You can download and extract to the desired path by one of the included API.
# Downloads to ./data.zip (2GB) and extracts to ./data/
# data_utils.download_data_url("./") # iis-ckip
data_utils.download_data_gdown("./") # gdrive-ckip
- ./data/model_ner/pos_list.txt -> POS tag list, see Wiki / Technical Report no. 93-05
- ./data/model_ner/label_list.txt -> Entity type list, see Wiki / OntoNotes Release 5.0
- ./data/embedding_* -> character/word embeddings
ws = WS("./data")
pos = POS("./data")
ner = NER("./data")
You can supply words for WS speicial consideration, including their relative weights.
word_to_weight = {
"土地公": 1,
"土地婆": 1,
"公有": 2,
"": 1,
"來亂的": "啦",
"緯來體育台": 1,
}
dictionary = construct_dictionary(word_to_weight)
print(dictionary)
[(2, {'公有': 2.0}), (3, {'土地公': 1.0, '土地婆': 1.0}), (5, {'緯來體育台': 1.0})]
sentence_list = [
"傅達仁今將執行安樂死,卻突然爆出自己20年前遭緯來體育台封殺,他不懂自己哪裡得罪到電視台。",
"美國參議院針對今天總統布什所提名的勞工部長趙小蘭展開認可聽證會,預料她將會很順利通過參議院支持,成為該國有史以來第一位的華裔女性內閣成員。",
"",
"土地公有政策??還是土地婆有政策。.",
"… 你確定嗎… 不要再騙了……",
"最多容納59,000個人,或5.9萬人,再多就不行了.這是環評的結論.",
"科長說:1,坪數對人數為1:3。2,可以再增加。",
]
word_sentence_list = ws(
sentence_list,
# sentence_segmentation=True, # To consider delimiters
# segment_delimiter_set = {",", "。", ":", "?", "!", ";"}), # This is the defualt set of delimiters
# recommend_dictionary = dictionary1, # words in this dictionary are encouraged
# coerce_dictionary = dictionary2, # words in this dictionary are forced
)
pos_sentence_list = pos(word_sentence_list)
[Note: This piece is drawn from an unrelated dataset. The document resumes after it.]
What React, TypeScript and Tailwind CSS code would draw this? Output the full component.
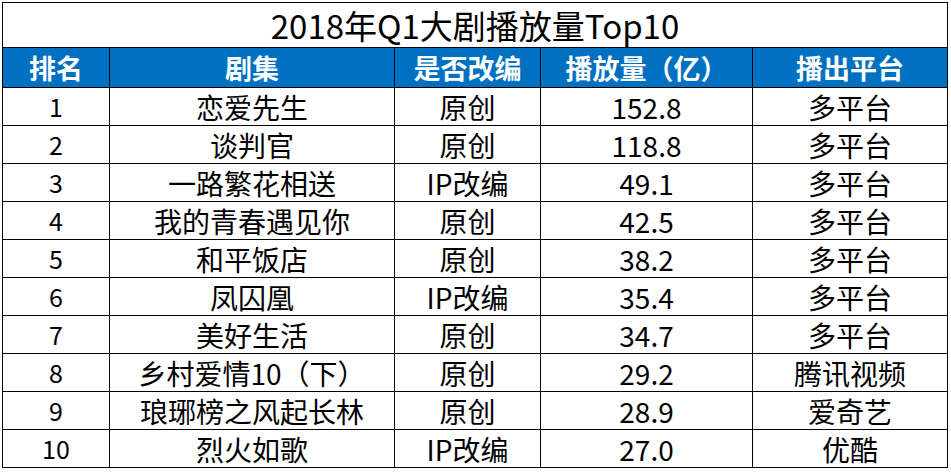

entity_sentence_list = ner(word_sentence_list, pos_sentence_list)
del ws
del pos
del ner
def print_word_pos_sentence(word_sentence, pos_sentence):
assert len(word_sentence) == len(pos_sentence)
for word, pos in zip(word_sentence, pos_sentence):
print(f"{word}({pos})", end="\u3000")
print()
return
for i, sentence in enumerate(sentence_list):
print()
print(f"'{sentence}'")
print_word_pos_sentence(word_sentence_list[i], pos_sentence_list[i])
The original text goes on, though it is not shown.